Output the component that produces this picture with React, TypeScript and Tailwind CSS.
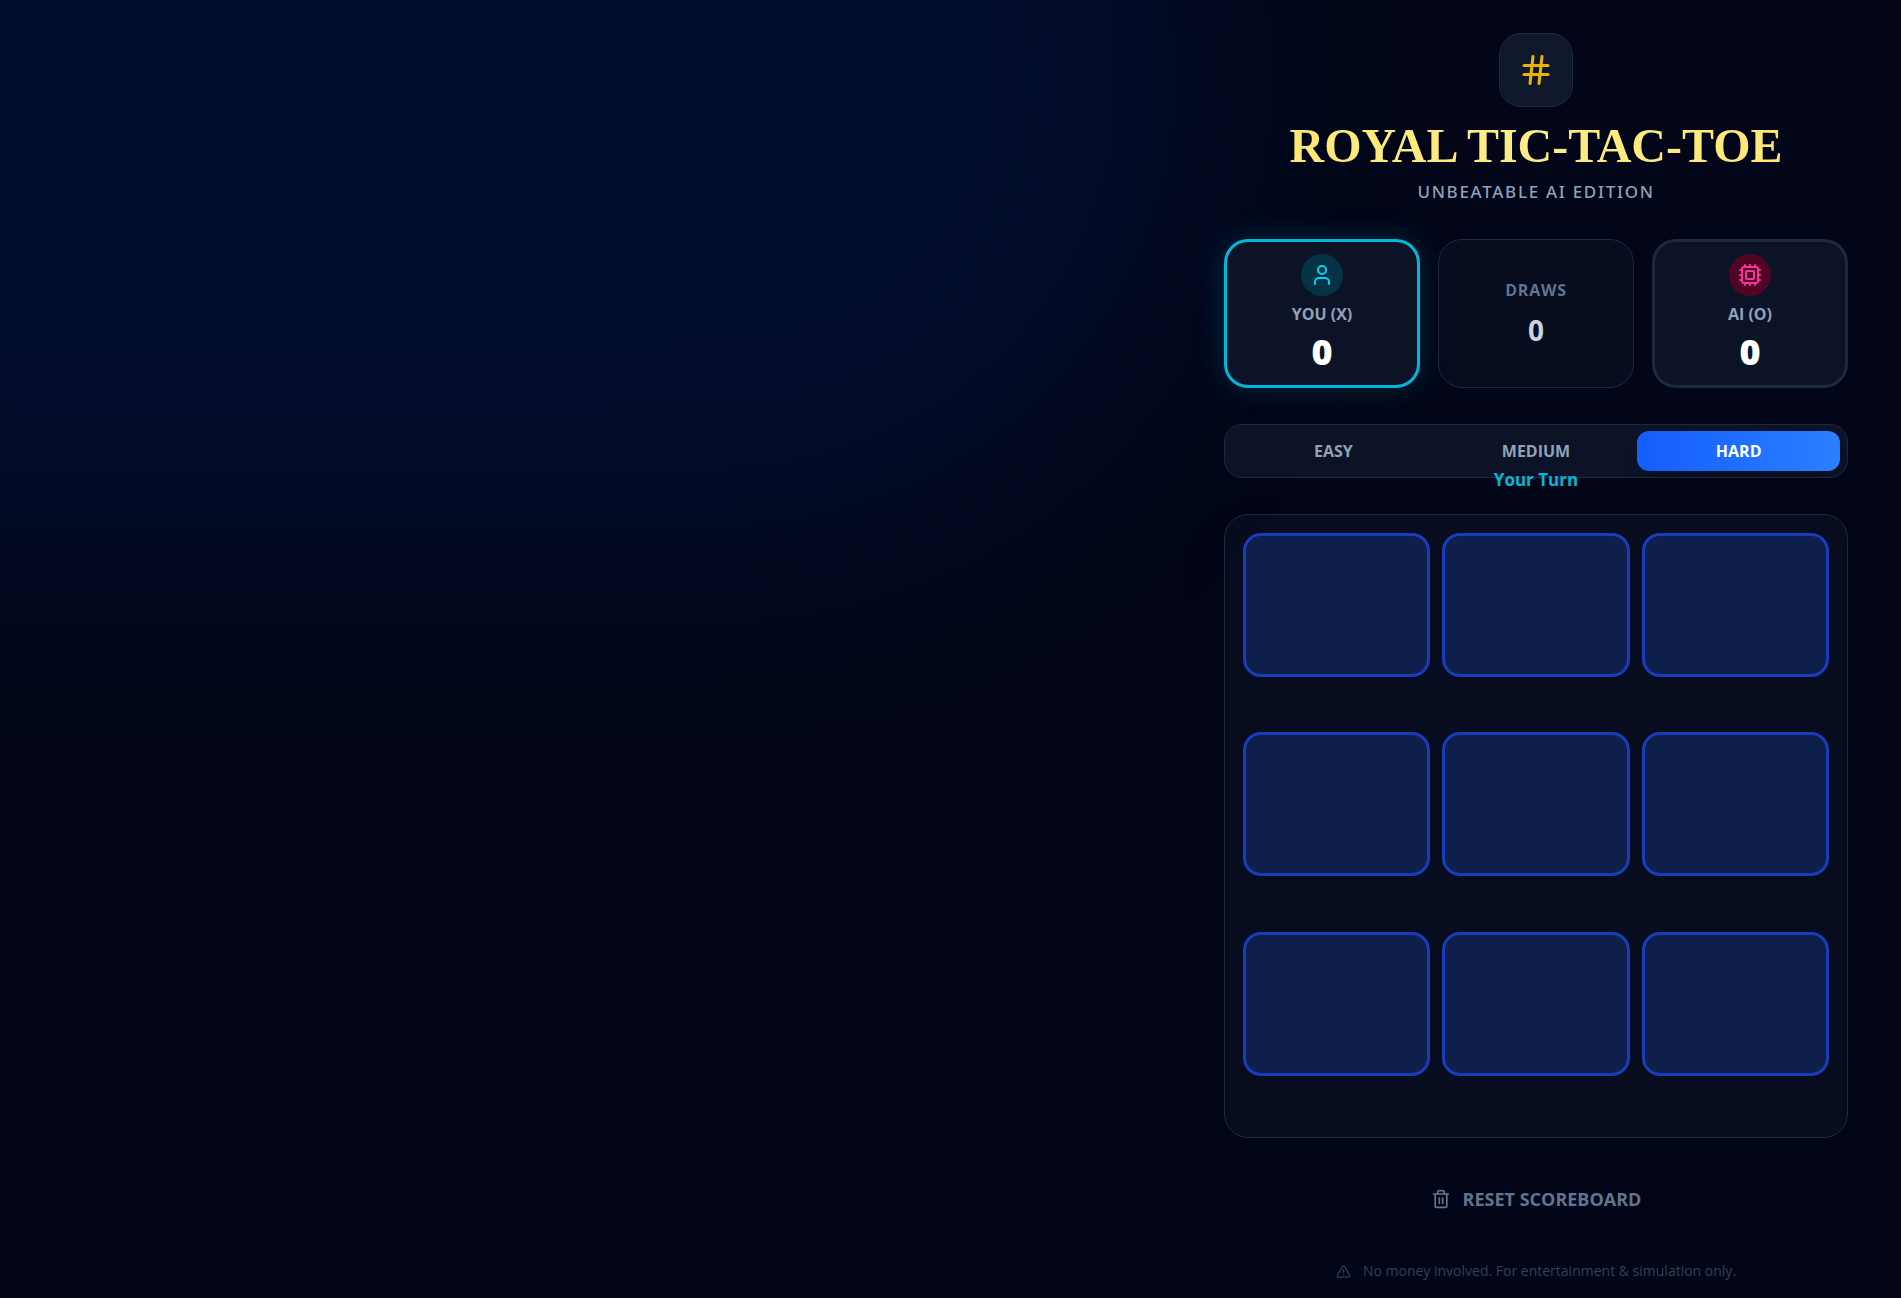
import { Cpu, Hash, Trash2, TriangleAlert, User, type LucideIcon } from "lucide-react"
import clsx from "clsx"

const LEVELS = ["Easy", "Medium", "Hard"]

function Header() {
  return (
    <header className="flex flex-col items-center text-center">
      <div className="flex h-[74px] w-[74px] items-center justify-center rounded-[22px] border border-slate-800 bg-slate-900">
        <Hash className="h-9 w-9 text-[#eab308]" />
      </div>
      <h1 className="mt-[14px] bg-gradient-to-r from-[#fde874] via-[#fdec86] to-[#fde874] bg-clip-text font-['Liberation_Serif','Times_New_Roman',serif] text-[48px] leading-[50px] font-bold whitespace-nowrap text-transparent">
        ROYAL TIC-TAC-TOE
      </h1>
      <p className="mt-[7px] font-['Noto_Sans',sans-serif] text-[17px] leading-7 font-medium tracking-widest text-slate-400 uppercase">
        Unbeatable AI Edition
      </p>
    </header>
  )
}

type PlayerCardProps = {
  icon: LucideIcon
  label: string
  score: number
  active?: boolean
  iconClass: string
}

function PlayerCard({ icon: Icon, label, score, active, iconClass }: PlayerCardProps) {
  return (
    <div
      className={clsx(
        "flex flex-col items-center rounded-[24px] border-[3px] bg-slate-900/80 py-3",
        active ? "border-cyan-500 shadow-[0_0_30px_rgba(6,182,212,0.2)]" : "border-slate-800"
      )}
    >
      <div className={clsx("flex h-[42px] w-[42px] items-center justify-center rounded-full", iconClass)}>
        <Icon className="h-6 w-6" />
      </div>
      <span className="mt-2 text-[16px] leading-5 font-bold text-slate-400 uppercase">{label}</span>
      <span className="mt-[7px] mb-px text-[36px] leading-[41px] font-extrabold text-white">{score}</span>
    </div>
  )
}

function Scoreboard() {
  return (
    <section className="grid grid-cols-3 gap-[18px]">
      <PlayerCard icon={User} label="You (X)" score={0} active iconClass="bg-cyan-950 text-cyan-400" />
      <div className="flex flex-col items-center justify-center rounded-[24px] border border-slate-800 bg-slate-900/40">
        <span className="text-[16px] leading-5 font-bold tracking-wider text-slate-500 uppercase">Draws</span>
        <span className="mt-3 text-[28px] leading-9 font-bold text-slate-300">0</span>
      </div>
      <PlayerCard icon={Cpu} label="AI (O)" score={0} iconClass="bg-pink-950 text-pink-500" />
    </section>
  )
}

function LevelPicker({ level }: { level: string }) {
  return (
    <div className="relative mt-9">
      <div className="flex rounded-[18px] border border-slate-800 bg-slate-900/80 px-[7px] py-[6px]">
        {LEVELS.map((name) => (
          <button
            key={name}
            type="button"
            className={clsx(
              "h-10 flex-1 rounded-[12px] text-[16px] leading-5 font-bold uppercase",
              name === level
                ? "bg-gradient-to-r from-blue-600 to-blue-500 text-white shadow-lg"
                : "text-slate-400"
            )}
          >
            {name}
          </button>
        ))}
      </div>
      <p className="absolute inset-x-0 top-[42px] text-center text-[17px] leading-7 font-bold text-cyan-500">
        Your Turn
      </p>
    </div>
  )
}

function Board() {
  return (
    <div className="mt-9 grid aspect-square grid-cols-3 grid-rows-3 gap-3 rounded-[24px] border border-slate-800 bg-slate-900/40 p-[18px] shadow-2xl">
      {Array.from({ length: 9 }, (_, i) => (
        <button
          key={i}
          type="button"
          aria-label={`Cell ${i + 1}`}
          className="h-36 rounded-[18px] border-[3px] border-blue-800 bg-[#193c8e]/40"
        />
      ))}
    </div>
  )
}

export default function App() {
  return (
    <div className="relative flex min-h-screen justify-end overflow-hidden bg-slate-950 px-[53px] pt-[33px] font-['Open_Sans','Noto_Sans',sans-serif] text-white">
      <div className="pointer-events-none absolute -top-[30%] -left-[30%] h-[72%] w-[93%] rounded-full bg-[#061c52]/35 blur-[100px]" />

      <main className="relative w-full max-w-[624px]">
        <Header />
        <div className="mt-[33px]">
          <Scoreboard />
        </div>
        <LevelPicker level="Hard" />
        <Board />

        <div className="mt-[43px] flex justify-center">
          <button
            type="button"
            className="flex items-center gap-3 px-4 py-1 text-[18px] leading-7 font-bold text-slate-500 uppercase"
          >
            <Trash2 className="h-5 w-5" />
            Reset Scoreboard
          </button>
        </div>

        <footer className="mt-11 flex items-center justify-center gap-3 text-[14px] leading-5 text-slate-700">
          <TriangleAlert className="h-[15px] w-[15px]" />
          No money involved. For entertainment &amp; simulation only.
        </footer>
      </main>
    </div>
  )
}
● ● ● ● ● ● ●
**WRITTEN REQUEST:** Exclude the images, then output the data above word for word.

**TASK RESULT:**
Output the component that produces this picture with React, TypeScript and Tailwind CSS.
import { Cpu, Hash, Trash2, TriangleAlert, User, type LucideIcon } from "lucide-react"
import clsx from "clsx"

const LEVELS = ["Easy", "Medium", "Hard"]

function Header() {
  return (
    <header className="flex flex-col items-center text-center">
      <div className="flex h-[74px] w-[74px] items-center justify-center rounded-[22px] border border-slate-800 bg-slate-900">
        <Hash className="h-9 w-9 text-[#eab308]" />
      </div>
      <h1 className="mt-[14px] bg-gradient-to-r from-[#fde874] via-[#fdec86] to-[#fde874] bg-clip-text font-['Liberation_Serif','Times_New_Roman',serif] text-[48px] leading-[50px] font-bold whitespace-nowrap text-transparent">
        ROYAL TIC-TAC-TOE
      </h1>
      <p className="mt-[7px] font-['Noto_Sans',sans-serif] text-[17px] leading-7 font-medium tracking-widest text-slate-400 uppercase">
        Unbeatable AI Edition
      </p>
    </header>
  )
}

type PlayerCardProps = {
  icon: LucideIcon
  label: string
  score: number
  active?: boolean
  iconClass: string
}

function PlayerCard({ icon: Icon, label, score, active, iconClass }: PlayerCardProps) {
  return (
    <div
      className={clsx(
        "flex flex-col items-center rounded-[24px] border-[3px] bg-slate-900/80 py-3",
        active ? "border-cyan-500 shadow-[0_0_30px_rgba(6,182,212,0.2)]" : "border-slate-800"
      )}
    >
      <div className={clsx("flex h-[42px] w-[42px] items-center justify-center rounded-full", iconClass)}>
        <Icon className="h-6 w-6" />
      </div>
      <span className="mt-2 text-[16px] leading-5 font-bold text-slate-400 uppercase">{label}</span>
      <span className="mt-[7px] mb-px text-[36px] leading-[41px] font-extrabold text-white">{score}</span>
    </div>
  )
}

function Scoreboard() {
  return (
    <section className="grid grid-cols-3 gap-[18px]">
      <PlayerCard icon={User} label="You (X)" score={0} active iconClass="bg-cyan-950 text-cyan-400" />
      <div className="flex flex-col items-center justify-center rounded-[24px] border border-slate-800 bg-slate-900/40">
        <span className="text-[16px] leading-5 font-bold tracking-wider text-slate-500 uppercase">Draws</span>
        <span className="mt-3 text-[28px] leading-9 font-bold text-slate-300">0</span>
      </div>
      <PlayerCard icon={Cpu} label="AI (O)" score={0} iconClass="bg-pink-950 text-pink-500" />
    </section>
  )
}

function LevelPicker({ level }: { level: string }) {
  return (
    <div className="relative mt-9">
      <div className="flex rounded-[18px] border border-slate-800 bg-slate-900/80 px-[7px] py-[6px]">
        {LEVELS.map((name) => (
          <button
            key={name}
            type="button"
            className={clsx(
              "h-10 flex-1 rounded-[12px] text-[16px] leading-5 font-bold uppercase",
              name === level
                ? "bg-gradient-to-r from-blue-600 to-blue-500 text-white shadow-lg"
                : "text-slate-400"
            )}
          >
            {name}
          </button>
        ))}
      </div>
      <p className="absolute inset-x-0 top-[42px] text-center text-[17px] leading-7 font-bold text-cyan-500">
        Your Turn
      </p>
    </div>
  )
}

function Board() {
  return (
    <div className="mt-9 grid aspect-square grid-cols-3 grid-rows-3 gap-3 rounded-[24px] border border-slate-800 bg-slate-900/40 p-[18px] shadow-2xl">
      {Array.from({ length: 9 }, (_, i) => (
        <button
          key={i}
          type="button"
          aria-label={`Cell ${i + 1}`}
          className="h-36 rounded-[18px] border-[3px] border-blue-800 bg-[#193c8e]/40"
        />
      ))}
    </div>
  )
}

export default function App() {
  return (
    <div className="relative flex min-h-screen justify-end overflow-hidden bg-slate-950 px-[53px] pt-[33px] font-['Open_Sans','Noto_Sans',sans-serif] text-white">
      <div className="pointer-events-none absolute -top-[30%] -left-[30%] h-[72%] w-[93%] rounded-full bg-[#061c52]/35 blur-[100px]" />

      <main className="relative w-full max-w-[624px]">
        <Header />
        <div className="mt-[33px]">
          <Scoreboard />
        </div>
        <LevelPicker level="Hard" />
        <Board />

        <div className="mt-[43px] flex justify-center">
          <button
            type="button"
            className="flex items-center gap-3 px-4 py-1 text-[18px] leading-7 font-bold text-slate-500 uppercase"
          >
            <Trash2 className="h-5 w-5" />
            Reset Scoreboard
          </button>
        </div>

        <footer className="mt-11 flex items-center justify-center gap-3 text-[14px] leading-5 text-slate-700">
          <TriangleAlert className="h-[15px] w-[15px]" />
          No money involved. For entertainment &amp; simulation only.
        </footer>
      </main>
    </div>
  )
}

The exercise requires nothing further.